Media reports say the U.S. has determined that North Korea is behind the hacking of Sony Pictures, which on Wednesday canceled the release of a film about a fictional plot to assassinate Pyongyang's leader, Kim Jong Un.

Speaking on condition of anonymity, U.S. officials said investigators have connected North Korea to the cyberattack, which has resulted in the leak of tens of thousands of documents and has escalated to threats of terrorist attacks over the film "The Interview."

It is not clear how investigators made the determination or how the White House will respond. The National Security Council said the FBI is leading the investigation and will "provide an update at the appropriate time."

In a statement Wednesday, Sony said it is scrapping the December 25 release of "The Interview," after several major theater chains chose not to show the film. The statement said Sony shared those safety concerns.

The so-called Guardians of Peace on Tuesday released a statement promising a "bitter fate" to those who see "The Interview," which had been set for nationwide release on Christmas Day.

In broken English, the brief statement invoked the September 11, 2001, attacks against the U.S. and warned potential movie-goers to "keep yourself distant" from theaters that show the film.

It also included another round of leaked emails that appear to be from Sony Pictures CEO Michael Lynton.

The U.S. Department of Homeland Security said it is analyzing the message, but insisted "there is no credible intelligence to indicate an active plot against movie theaters."

Many in Hollywood took to Twitter to speak out against Sony's decision to scrap the movie's release.

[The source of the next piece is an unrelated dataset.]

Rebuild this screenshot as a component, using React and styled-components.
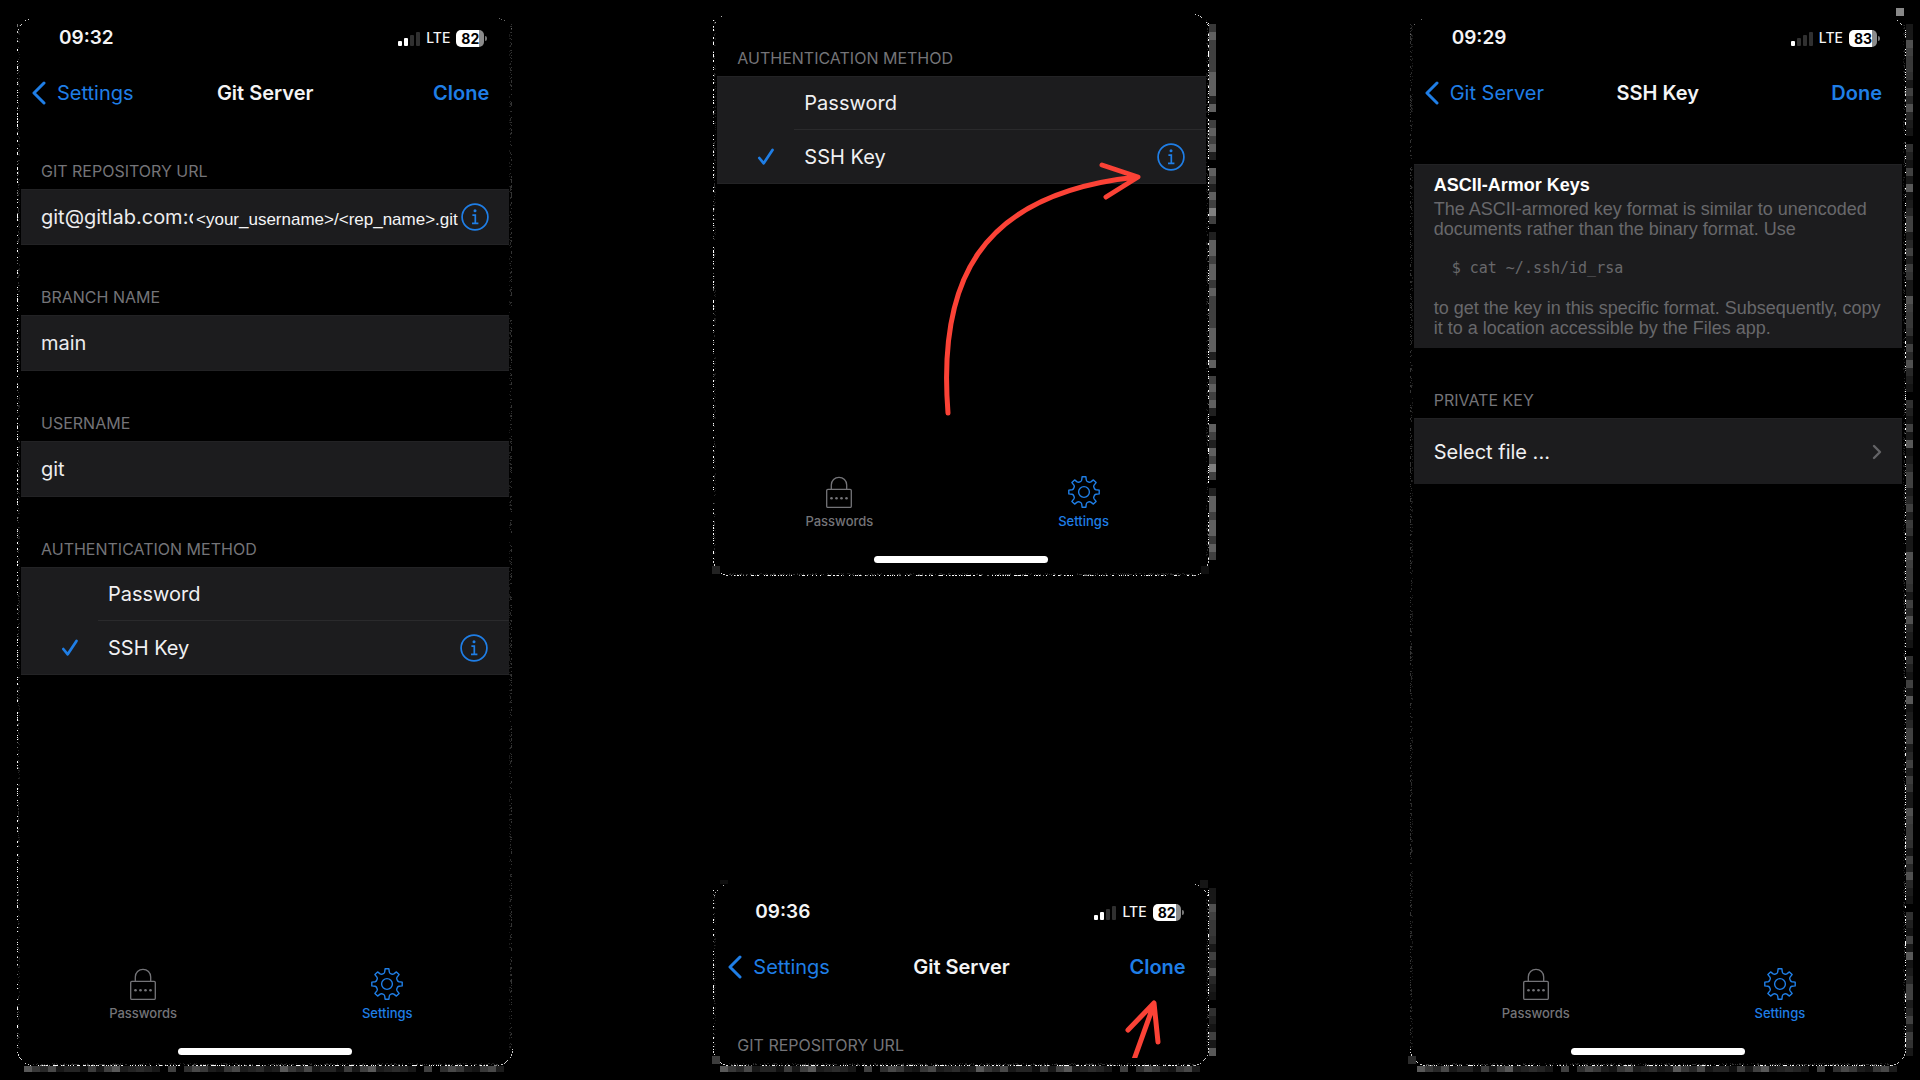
import React, { useMemo, useState } from "react";
import styled, { createGlobalStyle } from "styled-components";

const BLUE = "#1f7ee6";
const GREY = "#747478";
const RED = "#fb4236";

const GlobalStyle = createGlobalStyle`
  * { box-sizing: border-box; }
  body { margin: 0; background: #000; }
`;

const Page = styled.main`
  display: grid;
  grid-template-columns: repeat(3, minmax(0, 1fr));
  column-gap: 208px;
  min-height: 100vh;
  padding: 16px 18px 14px 21px;
  background: #000;
  color: #f4f4f5;
  font-family: Inter, "Liberation Sans", sans-serif;
`;

const Column = styled.div`
  display: flex;
  flex-direction: column;
  justify-content: space-between;
`;

const Screen = styled.section`
  position: relative;
  display: flex;
  flex-direction: column;
  min-height: ${(p) => p.$minHeight || "0"};
  padding-top: ${(p) => p.$padTop || "0"};
`;

const Overlay = styled.svg`
  position: absolute;
  top: 0;
  left: 0;
  overflow: ${(p) => (p.$clip ? "hidden" : "visible")};
  pointer-events: none;
`;

const StatusRow = styled.div`
  display: flex;
  align-items: center;
  justify-content: space-between;
  height: 43px;
  padding: 1px 22px 0 38px;
`;

const Clock = styled.time`
  font-size: 19px;
  font-weight: 600;
  line-height: 24px;
`;

const StatusIcons = styled.div`
  display: flex;
  align-items: center;
  gap: 6px;
`;

const Carrier = styled.span`
  font-size: 14px;
  font-weight: 500;
  line-height: 18px;
`;

const Battery = styled.span`
  position: relative;
  width: 28px;
  height: 17px;
  margin-right: 3px;
  border-radius: 5px;
  background: linear-gradient(to right, #fff 83%, #8b8b8b 83%);
  color: #000;
  font-size: 14px;
  font-weight: 700;
  line-height: 17px;
  text-align: center;

  &::after {
    content: "";
    position: absolute;
    top: 6px;
    right: -3px;
    width: 2px;
    height: 5px;
    border-radius: 0 2px 2px 0;
    background: #777;
  }
`;

const NavRow = styled.header`
  display: grid;
  grid-template-columns: 1fr auto 1fr;
  align-items: center;
  height: 60px;
  padding: 7px 20px 0;
  font-size: 20px;
  line-height: 26px;
`;

const BackLink = styled.a`
  display: flex;
  align-items: center;
  gap: 11px;
  margin-left: -9px;
  color: ${BLUE};
  text-decoration: none;
`;

const Title = styled.h1`
  margin: 0;
  font-size: 20px;
  font-weight: 600;
  line-height: 26px;
`;

const NavButton = styled.button`
  justify-self: end;
  padding: 0;
  border: 0;
  background: none;
  color: ${BLUE};
  font: inherit;
  font-weight: 600;
`;

const SectionLabel = styled.label`
  display: block;
  padding: ${(p) => (p.$compact ? "32px" : "42px")} 20px 8px;
  color: ${GREY};
  font-size: 16px;
  line-height: 20px;
  text-transform: uppercase;
`;

const Field = styled.div`
  display: flex;
  align-items: center;
  height: 56px;
  padding: 0 20px;
  background: #1c1c1e;
  border-top: 1px solid #222224;
  border-bottom: 1px solid #222224;
`;

const TextInput = styled.input`
  width: ${(p) => p.$width || "100%"};
  padding: 0;
  border: 0;
  outline: 0;
  background: none;
  color: #ececee;
  font-family: inherit;
  font-size: 20px;
  line-height: 26px;
`;

const UrlHint = styled.span`
  flex: 1;
  padding: 5px 0 0 3px;
  font-family: "Liberation Sans", Arial, sans-serif;
  font-size: 17px;
  line-height: 20px;
  white-space: nowrap;
`;

const InfoButton = styled.button`
  display: flex;
  padding: 0;
  border: 0;
  background: none;
  color: ${BLUE};
`;

const Methods = styled.div`
  background: #1c1c1e;
  border-top: 1px solid #232325;
  border-bottom: 1px solid #232325;
`;

const MethodRow = styled.div`
  display: grid;
  grid-template-columns: 77px 1fr;
  height: 53px;
`;

const CheckCell = styled.span`
  display: flex;
  align-items: center;
  padding-left: 40px;
  color: ${BLUE};
`;

const MethodBody = styled.div`
  display: flex;
  align-items: center;
  justify-content: space-between;
  padding: 0 21px 0 10px;
  border-bottom: ${(p) => (p.$line ? "1px solid #2a2a2c" : "0")};
`;

const MethodLabel = styled.label`
  color: #f0f0f2;
  font-size: 20px;
  line-height: 26px;
`;

const HiddenRadio = styled.input`
  position: absolute;
  opacity: 0;
  margin: 0;
`;

const Note = styled.article`
  margin-top: 45px;
  height: 184px;
  padding: 10px 18px 0 20px;
  background: #1c1c1e;
  border-top: 1px solid #222224;
  color: #68686b;
  font-family: "Liberation Sans", Arial, sans-serif;
  font-size: 18px;
  line-height: 20px;
`;

const NoteTitle = styled.h2`
  margin: 0 0 4px;
  color: #fff;
  font-size: 18px;
  line-height: 20px;
`;

const NoteText = styled.p`
  margin: 0;
`;

const Command = styled.pre`
  margin: 19px 0 20px 18px;
  font-family: "DejaVu Sans Mono", monospace;
  font-size: 15px;
  line-height: 20px;
`;

const FileButton = styled.button`
  display: flex;
  align-items: center;
  justify-content: space-between;
  width: 100%;
  height: 66px;
  padding: 0 20px;
  border: 0;
  border-top: 1px solid #222224;
  background: #1c1c1e;
  color: #f0f0f2;
  font-family: inherit;
  font-size: 20px;
  line-height: 26px;
  text-align: left;
`;

const TabArea = styled.footer`
  margin-top: auto;
  padding-bottom: 11px;
`;

const Tabs = styled.nav`
  display: grid;
  grid-template-columns: 1fr 1fr;
  margin-bottom: 27px;
`;

const Tab = styled.button`
  display: flex;
  flex-direction: column;
  align-items: center;
  gap: 5px;
  padding: 0;
  border: 0;
  background: none;
  color: ${(p) => (p.$active ? BLUE : GREY)};
  font-family: inherit;
  font-size: 13px;
  font-weight: 500;
  line-height: 16px;
`;

const HomeBar = styled.div`
  width: 174px;
  height: 7px;
  margin: 0 auto;
  border-radius: 4px;
  background: #fff;
`;

function Signal({ level }) {
  return (
    <svg width="22" height="15" viewBox="0 0 22 15" aria-hidden="true">
      {[5, 8, 11, 14].map((h, i) => (
        <rect key={h} x={i * 6} y={15 - h} width="4" height={h} rx="1" fill={i < level ? "#fff" : "#303030"} />
      ))}
    </svg>
  );
}

function StatusBar({ time, level, charge }) {
  return (
    <StatusRow>
      <Clock>{time}</Clock>
      <StatusIcons>
        <Signal level={level} />
        <Carrier>LTE</Carrier>
        <Battery>{charge}</Battery>
      </StatusIcons>
    </StatusRow>
  );
}

function NavBar({ back, title, action }) {
  return (
    <NavRow>
      <BackLink href="#back">
        <svg width="14" height="24" viewBox="0 0 14 24" fill="none" stroke="currentColor" strokeWidth="3" strokeLinecap="round" strokeLinejoin="round" aria-hidden="true">
          <path d="M12 2 2 12l10 10" />
        </svg>
        {back}
      </BackLink>
      <Title>{title}</Title>
      <NavButton type="button">{action}</NavButton>
    </NavRow>
  );
}

function InfoIcon() {
  return (
    <svg width="28" height="28" viewBox="0 0 28 28" fill="none" stroke="currentColor" aria-hidden="true">
      <circle cx="14" cy="14" r="12.9" strokeWidth="1.7" />
      <path d="M11.4 12.1h2.9v8M11 20.3h6.4" strokeWidth="1.7" />
      <circle cx="14" cy="7.8" r="1.5" fill="currentColor" stroke="none" />
    </svg>
  );
}

function CheckIcon() {
  return (
    <svg width="18" height="18" viewBox="0 0 18 18" fill="none" stroke="currentColor" strokeWidth="2.7" strokeLinecap="round" strokeLinejoin="round" aria-hidden="true">
      <path d="M2.3 10l4.4 5.3L15.5 2" />
    </svg>
  );
}

function LockIcon() {
  return (
    <svg width="32" height="32" viewBox="0 0 32 32" fill="none" stroke="currentColor" strokeWidth="1.3" aria-hidden="true">
      <rect x="3.7" y="13.4" width="24.6" height="18" rx="1.2" />
      <path d="M8.3 13.4V9a7.7 7.7 0 0 1 15.4 0v4.4" />
      {[8.5, 13.5, 18.5, 23.5].map((x) => (
        <circle key={x} cx={x} cy="22.3" r="1.3" fill="currentColor" stroke="none" />
      ))}
    </svg>
  );
}

function gearPath() {
  const at = (angle, radial, side) => {
    const c = Math.cos(angle);
    const s = Math.sin(angle);
    return `${(16 + radial * c - side * s).toFixed(2)} ${(16 + radial * s + side * c).toFixed(2)}`;
  };
  let d = "";
  for (let i = 0; i < 8; i += 1) {
    const a = (i * Math.PI) / 4;
    d += `${i ? "L" : "M"}${at(a, 10.6, -3.1)}Q${at(a, 11.4, -2.4)} ${at(a, 12, -2.3)}`;
    d += `L${at(a, 15.2, -1.9)}L${at(a, 15.2, 1.9)}L${at(a, 12, 2.3)}Q${at(a, 11.4, 2.4)} ${at(a, 10.6, 3.1)}`;
  }
  return `${d}Z`;
}

function GearIcon() {
  return (
    <svg width="32" height="32" viewBox="0 0 32 32" fill="none" stroke="currentColor" strokeWidth="1.4" strokeLinejoin="round" aria-hidden="true">
      <path d={gearPath()} />
      <circle cx="16" cy="16" r="5.4" />
    </svg>
  );
}

function TabBar() {
  return (
    <TabArea>
      <Tabs>
        <Tab type="button"><LockIcon />Passwords</Tab>
        <Tab type="button" $active><GearIcon />Settings</Tab>
      </Tabs>
      <HomeBar />
    </TabArea>
  );
}

function AuthMethod({ name, compact }) {
  const [method, setMethod] = useState("SSH Key");
  return (
    <>
      <SectionLabel as="div" $compact={compact}>Authentication method</SectionLabel>
      <Methods role="radiogroup" aria-label="Authentication method">
        {["Password", "SSH Key"].map((m, i) => (
          <MethodRow key={m}>
            <CheckCell>
              <HiddenRadio type="radio" id={`${name}-${i}`} name={name} checked={m === method} onChange={() => setMethod(m)} />
              {m === method && <CheckIcon />}
            </CheckCell>
            <MethodBody $line={i === 0}>
              <MethodLabel htmlFor={`${name}-${i}`}>{m}</MethodLabel>
              {i === 1 && <InfoButton type="button" aria-label="SSH key details"><InfoIcon /></InfoButton>}
            </MethodBody>
          </MethodRow>
        ))}
      </Methods>
    </>
  );
}

function random(seed) {
  let s = seed;
  return () => {
    s = (s * 1664525 + 1013904223) % 4294967296;
    return s / 4294967296;
  };
}

const BOTTOM_CELLS = [88, 56, 40, 72, 24, 36, 36, 16, 60, 24, 64, 88, 28, 36, 44, 36, 24, 0, 64, 0, 48, 72, 56, 28, 20, 56, 72, 28, 36, 44, 24, 30];
const BRIGHT_CELLS = [56, 96, 64, 64, 64, 64, 96, 96, 96, 32, 96, 0, 64, 96, 64, 96, 32, 0, 96, 64, 32, 96, 64, 128, 64, 0, 32, 96, 96, 64, 96, 96];
const DIM_CELLS = [24, 24, 80, 64, 56, 56, 48, 24, 64, 40, 80, 40, 28, 20, 0, 48, 32, 20, 64, 24, 88, 20, 28, 40, 64, 64, 28, 40, 64, 30, 60, 50];

/* Torn, pixelated border that runs round each cut-out screen. */
function RaggedEdge({ height, seed, left, right, top = 8, bottomCells, sideCells, sideFrom = 8, sideTo = 0, corners = [] }) {
  const marks = useMemo(() => {
    const next = random(seed);
    const out = [];
    const dot = (x, y, v) => out.push([x, y, 1, 1, v]);
    const side = (x, inner, strength) => {
      for (let y = top; y < height - 16; y += 1) {
        if (next() < 0.32) dot(x, y, strength > 0.6 && next() < 0.75 ? 255 : Math.round(90 * strength + 25));
        if (next() < 0.26) dot(x + inner, y, 42);
        if (next() < 0.2) dot(x + inner * 2, y, 26);
      }
    };
    side(-4, 1, left);
    side(right > 0.6 ? 491 : 490, -1, right);
    for (let x = 12; x < 477; x += 1) {
      if (next() < 0.45) dot(x, height - 1, next() < 0.72 ? 255 : 130);
      if (next() < 0.36) dot(x, height - 2, 50);
      if (next() < 0.18) dot(x, height - 3, 30);
    }
    for (let i = 0; i < 16; i += 1) {
      const a = (i / 16) * (Math.PI / 2);
      const dx = Math.round(16 * (1 - Math.cos(a)));
      const dy = Math.round(16 * Math.sin(a));
      if (next() < 0.8) dot(-4 + dx, height - 17 + dy, 220);
      if (next() < 0.8) dot(491 - dx, height - 17 + dy, 200);
      if (next() < 0.35) dot(-4 + dx, top + 10 - dy, 60 + 150 * left);
      if (next() < 0.35) dot(491 - dx, top + 10 - dy, 60 + 150 * right);
    }
    if (bottomCells) {
      for (let i = 0; i < 60; i += 1) out.push([3 + i * 8, height, 8, 6, bottomCells[i % 32]]);
    }
    if (sideCells) {
      for (let y = sideFrom, i = 0; y < sideTo; y += 8, i += 1) out.push([492, y, 7, 8, sideCells[i % 32]]);
    }
    return out.concat(corners);
  }, [height, seed, left, right, top, bottomCells, sideCells, sideFrom, sideTo, corners]);
  return (
    <Overlay width="488" height={height} shapeRendering="crispEdges" aria-hidden="true">
      {marks.map(([x, y, w, h, v], i) => (
        <rect key={i} x={x} y={y} width={w} height={h} fill={`rgb(${v},${v},${v})`} />
      ))}
    </Overlay>
  );
}

const NO_CORNERS = [];
const CUT_CORNERS = [[-5, 550, 8, 8, 34], [484, 550, 8, 8, 16]];
const CLONE_CORNERS = [[3, -2, 8, 4, 14], [483, -2, 8, 8, 22], [-5, 174, 8, 8, 60]];
const KEY_CORNERS = [[482, -8, 8, 8, 136], [-6, 1040, 8, 8, 44]];

function ServerScreen() {
  return (
    <Screen>
      <StatusBar time="09:32" level={2} charge={82} />
      <NavBar back="Settings" title="Git Server" action="Clone" />
      <SectionLabel htmlFor="repo">Git repository URL</SectionLabel>
      <Field>
        <TextInput id="repo" $width="152px" defaultValue="git@gitlab.com:c" />
        <UrlHint>{"<your_username>/<rep_name>.git"}</UrlHint>
        <InfoButton type="button" aria-label="Repository URL details"><InfoIcon /></InfoButton>
      </Field>
      <SectionLabel htmlFor="branch">Branch name</SectionLabel>
      <Field><TextInput id="branch" defaultValue="main" /></Field>
      <SectionLabel htmlFor="user">Username</SectionLabel>
      <Field><TextInput id="user" defaultValue="git" /></Field>
      <AuthMethod name="server-auth" />
      <TabBar />
      <RaggedEdge height={1050} seed={7} left={1} right={0.3} bottomCells={BOTTOM_CELLS} corners={NO_CORNERS} />
    </Screen>
  );
}

function AuthScreen() {
  return (
    <Screen $minHeight="558px">
      <AuthMethod name="cropped-auth" compact />
      <TabBar />
      <RaggedEdge height={560} top={4} seed={21} left={0.8} right={1} sideCells={BRIGHT_CELLS} sideFrom={8} sideTo={544} corners={CUT_CORNERS} />
      <Overlay width="488" height="558" fill="none" stroke={RED} strokeWidth="5" strokeLinecap="round" strokeLinejoin="round" aria-hidden="true">
        <path d="M231 397C221 270 258 178 420 161M385 149l36 12-32 20" />
      </Overlay>
    </Screen>
  );
}

function CloneScreen() {
  return (
    <Screen $minHeight="184px" $padTop="8px">
      <StatusBar time="09:36" level={2} charge={82} />
      <NavBar back="Settings" title="Git Server" action="Clone" />
      <SectionLabel as="div">Git repository URL</SectionLabel>
      <RaggedEdge height={184} seed={35} left={0.8} right={0.9} bottomCells={BOTTOM_CELLS} sideCells={DIM_CELLS} sideFrom={6} sideTo={172} corners={CLONE_CORNERS} />
      <Overlay $clip width="488" height="176" fill="none" stroke={RED} strokeWidth="5" strokeLinecap="round" strokeLinejoin="round" aria-hidden="true">
        <path d="M414 186l23-64M411 148l26-27 4 39" />
      </Overlay>
    </Screen>
  );
}

function KeyScreen() {
  return (
    <Screen>
      <StatusBar time="09:29" level={1} charge={83} />
      <NavBar back="Git Server" title="SSH Key" action="Done" />
      <Note>
        <NoteTitle>ASCII-Armor Keys</NoteTitle>
        <NoteText>The ASCII-armored key format is similar to unencoded documents rather than the binary format. Use</NoteText>
        <Command>$ cat ~/.ssh/id_rsa</Command>
        <NoteText>to get the key in this specific format. Subsequently, copy it to a location accessible by the Files app.</NoteText>
      </Note>
      <SectionLabel htmlFor="key-file">Private key</SectionLabel>
      <FileButton id="key-file" type="button">
        Select file ...
        <svg width="10" height="16" viewBox="0 0 10 16" fill="none" stroke="#636366" strokeWidth="2.4" strokeLinecap="round" strokeLinejoin="round" aria-hidden="true">
          <path d="M2 2l6 6-6 6" />
        </svg>
      </FileButton>
      <TabBar />
      <RaggedEdge height={1050} seed={58} left={0.3} right={1} bottomCells={BOTTOM_CELLS} sideCells={DIM_CELLS} sideFrom={8} sideTo={1040} corners={KEY_CORNERS} />
    </Screen>
  );
}

export default function App() {
  return (
    <>
      <GlobalStyle />
      <Page>
        <ServerScreen />
        <Column>
          <AuthScreen />
          <CloneScreen />
        </Column>
        <KeyScreen />
      </Page>
    </>
  );
}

Comedian Jimmy Kimmel called the move "an un-American act of cowardice that validates terrorist's actions and sets a terrifying precedent." Actor Rob Lowe declared it an "utter and complete victory" for the hackers. Steve Carell, whose own film set in North Korea has been canceled, said it was a "sad day for creative expression."

Landmark Cinemas, a major U.S. movie theater chain, announced it was canceling Thursday's premiere of "The Interview" at its New York City location. Other major theater chains had also decided not to run the movie.

The film portrays Seth Rogen and James Franco as frustrated television journalists who are recruited by the CIA to assassinate the North Korean leader. In the film's climactic scene, Kim Jong Un's head is seen exploding when his helicopter is hit by a missile.

Actors cancel appearances

Rogen and Franco canceled their public appearances on Tuesday. Representatives for the actors did not immediately respond to requests for comment, according to Reuters.

Marc Maiffret, chief technology officer of cybersecurity firm BeyondTrust, said he believed it was the first time a film screening had been pulled in the wake of a high-profile cyber attack.

"If they pulled the premier because of the hacking, it's troubling. The moment you start reacting is the moment you give them more power," Maiffret told Reuters.

North Korea has strongly denounced the comedy as an act of terrorism and called for Sony to cancel the film. It has praised the hacking as a "righteous deed" but has said it is not involved.

It is not clear whether the Guardians of Peace, or GOP, is linked to Pyongyang, which is known to have a very capable group of Internet hackers at its disposal. Some suspect the hackers may have been aided by an insider at Sony.

Since the initial hacking attempt surfaced in late November, the group has released several rounds of sensitive, internal Sony e-mails that include everything from financial figures to squabbles between company executives and Hollywood actors.

The leaks also include private employee data and high-quality copies of yet to be released films.

Current and former Sony employees have started two class-action lawsuits against Sony over the leaks, claiming the company did not adequately protect its computer systems or warn its employees of the leaks.

Some material for this report came from Reuters.